Or: Wherein I toot my own horn.
Here some real player responses to the Phantom Block demo:
- “Great, unique concept that is executed flawlessly.”
- “[Phantom Block] is great and has a lot of potential.”
- “It’s actually really fun and neat. The OST is top tier and doesn’t let you get angry from stupid deaths.”
- “Loved the asthetics and music. The difficulty and puzzles were very intuitive. I really enjoyed it; enough to 100% it!”
- “I liked it. It’s a very polished platformer, and the level design is excellent. The music is catchy, and the visuals are bright, vibrant, and overall very aesthetically pleasing.”
Collapsing Castle is the intended 6th level of Phantom Block (though because of the map system, players can access it as early as their third level). It’s a bit experimental; I’ve tried a different fare from my usual sidescroller zones.
Because the Gum Block’s utility is limited in areas with little height, I’ve decided that levels including it will be a bit more freeform. This has great level design potential when combined with other blocks such as the Weight or Magnet Blocks; I can imagine creating a Castlevania-esque huge level where the main challenge is getting more powers and using them to traverse the zone.
Here, that idea is represented in getting the Spring Block. The player can’t progress unless the crate is on the green switch, but since players can’t grab crates with the Use key unless they’re on the ground, there’s no way to pick up the box and move it. The Spring Block bounces the crate into the air so the player can catch it, but serves relatively little use afterwards – it can be used to bounce the player onto the blocks right above the checkpoint, but it has no other real use.
The main focus of the zone is teaching the player about the Collapsing Blocks and Para-Ballums (in this video, with the simple Ballum sprite because the Para-Ballum sprite isn’t completed yet), the main challenges in the area. I tried to give the player plenty of opportunities to learn them individually in safe and unsafe contexts before they’re combined for the final challenge.
For more clever players, there’s a way to skip the second half of the level – but I’ll leave that up to you to find.
Hi, my name is Dean and I run by the the handle “Creepy.” There’s a small and not so interesting story to it but that’s for another time. I was asked to write a little something here and I’ll be at the front of the line to say I’m terrible at this, so I’d like to apologize before I go further. I’m worse under a camera. That’s also a story for another time.
Anyway, I’m the pixel artist/animator for this project. The primary program I use to push pixels around and make things move is Cosmigo’s Pro Motion. It was sort of what seemed to me to be the standard back when I was producing sprites for a couple of projects in the days when the Nintendo DS was still going strong.
I’m currently tasked with revising the various visual assets as they take a different direction following Michael’s vision.
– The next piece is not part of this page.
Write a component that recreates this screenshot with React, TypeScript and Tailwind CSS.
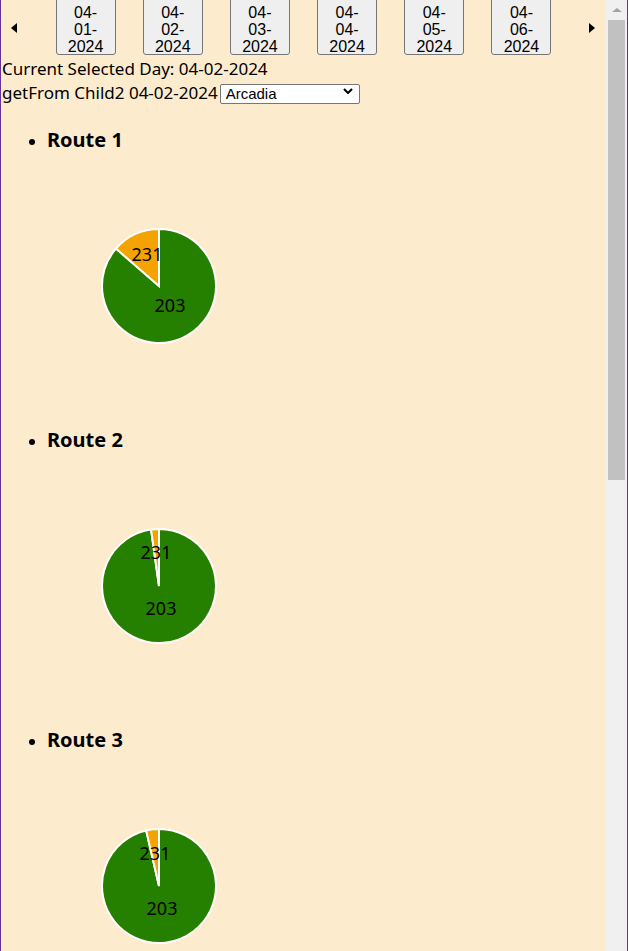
import React from "react";

const dates = ["04-01-2024", "04-02-2024", "04-03-2024", "04-04-2024", "04-05-2024", "04-06-2024"];

function pt(cx: number, cy: number, r: number, deg: number) {
  const a = (deg * Math.PI) / 180;
  return [cx + r * Math.sin(a), cy - r * Math.cos(a)];
}

function slice(cx: number, cy: number, r: number, a1: number, a2: number) {
  const [x1, y1] = pt(cx, cy, r, a1);
  const [x2, y2] = pt(cx, cy, r, a2);
  const large = a2 - a1 > 180 ? 1 : 0;
  return `M ${cx} ${cy} L ${x1} ${y1} A ${r} ${r} 0 ${large} 1 ${x2} ${y2} Z`;
}

type Route = { name: string; orange: number; l1: [number, number]; l2: [number, number] };

const routes: Route[] = [
  { name: "Route 1", orange: 49, l1: [-12, -32], l2: [11, 19] },
  { name: "Route 2", orange: 8, l1: [-3, -34], l2: [2, 22] },
  { name: "Route 3", orange: 13, l1: [-4, -33], l2: [3, 22] },
];

function Pie({ r }: { r: Route }) {
  const cx = 60;
  const cy = 60;
  const R = 57;
  return (
    <svg width={120} height={120} viewBox="0 0 120 120" className="block">
      <path d={slice(cx, cy, R, 0, 360 - r.orange)} fill="#268000" stroke="#ffffff" strokeWidth={2} />
      <path d={slice(cx, cy, R, 360 - r.orange, 360)} fill="#f5a300" stroke="#ffffff" strokeWidth={2} />
      <text
        x={cx + r.l1[0]}
        y={cy + r.l1[1]}
        textAnchor="middle"
        dominantBaseline="central"
        fontSize={18}
        fontFamily="'Noto Sans', sans-serif"
        fill="#000"
      >
        231
      </text>
      <text
        x={cx + r.l2[0]}
        y={cy + r.l2[1]}
        textAnchor="middle"
        dominantBaseline="central"
        fontSize={18}
        fontFamily="'Noto Sans', sans-serif"
        fill="#000"
      >
        203
      </text>
    </svg>
  );
}

export default function App() {
  return (
    <div className="w-[628px] h-[951px] overflow-hidden flex border-x border-[#663399] bg-[#fdebce] text-black font-['Noto_Sans',sans-serif]">
      <div className="flex-1 min-w-0 overflow-hidden">
        {/* carousel */}
        <div className="flex h-[56px] items-start">
          <div className="w-[40px] h-[56px] flex items-center pl-[10px]">
            <div className="w-0 h-0 border-y-[5px] border-y-transparent border-r-[6px] border-r-black" />
          </div>
          <div className="w-[524px] flex pl-[1px]">
            {dates.map((d) => {
              const [a, b, c] = d.split("-");
              return (
                <div key={d} className="w-[87.4px] flex justify-center">
                  <button className="w-[60px] h-[60px] -mt-[5px] box-border border border-[#767676] rounded-[3px] bg-[#efefef] pt-[8px] font-['Liberation_Sans',Arial,sans-serif] text-[16px] leading-[17px] text-black text-center">
                    <div>{a}-</div>
                    <div>{b}-</div>
                    <div>{c}</div>
                  </button>
                </div>
              );
            })}
          </div>
          <div className="flex-1 h-[56px] flex items-center justify-end pr-[11px]">
            <div className="w-0 h-0 border-y-[5px] border-y-transparent border-l-[6px] border-l-black" />
          </div>
        </div>
        <div className="pl-[1px] text-[17px] leading-[24px] mt-[1px]">Current Selected Day: 04-02-2024</div>
        <div className="pl-[1px] text-[17px] leading-[24px] flex items-center">
          <span>getFrom Child2 04-02-2024</span>
          <div className="relative ml-[2px]">
            <select className="appearance-none w-[140px] h-[20px] border border-[#767676] rounded-[2px] bg-white pl-[5px] text-[15px] leading-[18px] font-['Liberation_Sans',Arial,sans-serif] text-black outline-none">
              <option>Arcadia</option>
            </select>
            <svg className="absolute right-[7px] top-[7px]" width="10" height="6" viewBox="0 0 10 6">
              <path d="M1 1 L5 5 L9 1" fill="none" stroke="#000" strokeWidth="2" />
            </svg>
          </div>
        </div>
        <ul className="list-disc pl-[46px] mt-[23px]">
          {routes.map((r) => (
            <li key={r.name} className="h-[300px]">
              <div className="text-[20px] font-bold leading-[24px]">{r.name}</div>
              <div className="ml-[52px] mt-[74px]">
                <Pie r={r} />
              </div>
            </li>
          ))}
        </ul>
      </div>
      <div className="w-[21px] h-full bg-[#f0f0f0] flex flex-col items-center">
        <div className="h-[20px] w-full flex items-center justify-center">
          <div className="w-0 h-0 border-x-[5px] border-x-transparent border-b-[4px] border-b-[#a3a3a3]" />
        </div>
        <div className="w-[17px] h-[460px] bg-[#c1c1c1]" />
      </div>
    </div>
  );
}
If you haven’t been following the development until recently, the style was heavily influenced by earlier generations of platformers. Now, the art direction has a dash of more contemporary trends but still retains a hint of classical influences from the previous iteration of this game. At least that’s my take on it.
So here we are, a shiny new blog and a little gas in the tank. Let’s see where this road takes us, shall we?
Hello, I’m Ryuno. I’m going to be working on the audio aspect of Phantom Block, currently doing new arrangements of Michael’s original tracks. Retro videogame music inspires me a lot, and I’m bringing that influence to the table.
My DAW of choice is FL Studio, and the main synth plugin I used so far was 3xOSC: the unique free range sliding capabilities of FL Studio’s native plugins via the piano roll are something I can’t get enough of, as they give me freedom to do note bending/portamento-style runs without the need to make new instrument channels. Besides virtual instruments, I currently have at my disposal and intend to use hardware synthesizers such as the Roland SH-201. Korg Poly-800, Novation XioSynth and Korg Monotron.
If you want to give me feedback or suggestions, feel free to send a message!
Hey everyone, it’s Joe (framk). I’m aiding with programming on Phantom Block as well as helping to manage the team and to bring in necessary people and funding to the project. I’m starting work on the map editor that will be integrated into the game. What I hope to accomplish is having a fully-fledged editing tool that fans of the game can use to make exciting levels. I feel this will open up a lot of possibilities for exciting level designs, and give people otherwise unable to exercise their design muscle the chance to do so. I’d love suggestions of what people would love to have in the game, and I’ll be sure to add them.
Hello, my name is Michael Celani, and I’m the lead game developer and programmer on Phantom Block. This development log is where I’ll do most of updates on my game, and I’ll have plenty of exclusive content here, including:
- Demo Releases
- Development Logs
This website will also allow me to collect valuable feedback on the direction of the game and allow me to see what “clicks”. Since the project started last July, I’ve never really had a centralized outpost to put all of these things, so I’ve haphazardly placed them all over the web. I tend to be a laconic person, so blog posts are not my forte; to that end, I hope my content will speak for itself, and I hope you enjoy watching this game grow.